The month of May, now that my classes are over, has been slower than I thought it would be. Getting approval from the Institutional Review Board to do my research was a fast process, and my grants were disbursed without any hitches. So Tuesday found me at home, avoiding the gym and the reading I had planned to do in preparation for the field, with nothing else that I really needed to do. I decided to make bread, and set about stirring together the sponge for my Mom's all purpose recipe.

I went to the Bloomington Farmers Market this past Saturday and found it full to bursting of greens. Collards, five kinds of kale, Swiss chard, lettuces of all sorts, fresh picked spinach, watercress, dandelions and arugula. I loaded up on some Swiss chard, kale, watercress and bok choi. I already have plenty of lettuce on my balcony!



It was a cold day, with a brisk wind keeping customers and farmers alike shivering. But signs of spring were everywhere:



So this Tuesday I began thinking about what I would cook to go with the bread:




I had a bunch of left over chickpeas from the last batch I had cooked which I had planned to make into hummus, but the weather called for a different preparation. Normally I would have made my standard chickpea and pasta soup, but I didn't need pasta on top of the bread I was already making, and I had a lot of greens to get rid of. A walk to Bloomingfoods (a local food cooperative store) led me to procure a pack of humanely raised pork andouille sausage and some fair trade organic red wine from South Africa. A delicious idea was wafting through my mind: a deep rich broth filled with the flavour of andouille, soft savory greens, hearty chickpeas and tomato.

So I set to work and ended up with a bowl of the perfect hearty soup for a cool spring day. Along with the freshly made whole grain bread and a glass of wine. This is a simple recipe that begs for quality ingredients and is open to experimentation. I think it would be great with cannelini beans instead of chickpeas, and that an equally tasty version could be made with chorizo instead of andouille sausage. And omitting the sausage and replacing chicken bouillon with vegetable results in an equally good vegetarian soup.

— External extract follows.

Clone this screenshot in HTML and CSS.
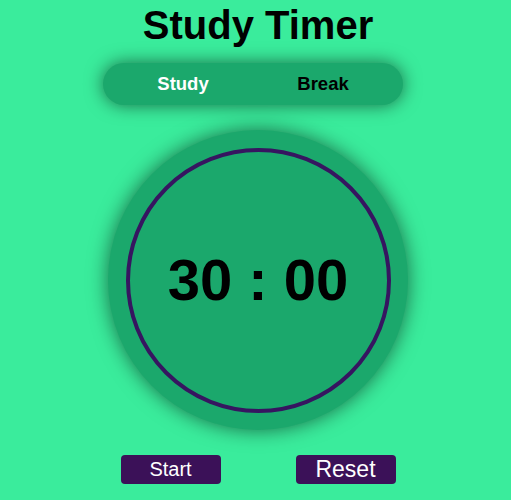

Chickpea Andouille Soup with Greens

3 cups cooked chickpeas (may use canned, if washed and drained)
4 ounces pork andouille sausage, thinly sliced (or omit or substitute another sausage of your choice)
1 large bunch kale, collards or Swiss chard (about 6 cups with any tough stems removed and thinly sliced)
1 28 ounce can chopped tomatoes
1/2 tablespoon olive oil
4-5 cloves garlic, peeled and thinly sliced
2 teaspoons chicken bouillon
Water (3-6 cups as needed)
About 1/2 cup of your favorite red wine
Freshly ground black pepper
Oregano and basil, dried
Red pepper flakes (1 teaspoon or to taste)

Preparation:

1.Wash your greens of choice thoroughly. Cut out any tough stems off and chiffonade: stack the leaves up several at a time, roll them into a tube, then thinly slice with a sharp knife. They will come out in thin strips.
2. Thinly slice the sausage. Heat the oil on medium heat in a large pot, then add the sausage and cook for several minutes. Add the greens and stir, cooking until wilted. Add red pepper flakes, garlic, black pepper, oregano and basil to your taste. I like a good teaspoon of red pepper flakes and half a teaspoon of oregano, with just a touch of black pepper and basil.
3. Stir and cook for another minute or two, then add the tomatoes and chickpeas, chicken bouillon and enough water to make plenty of broth for dunking your bread. Add the red wine and let simmer for at least half an hour, preferably longer, to let the flavours meld.
4. Serve with slivers of Parmesan on top, and a hearty baguette or multigrain bread, something with a crust to soak up all the delicious broth.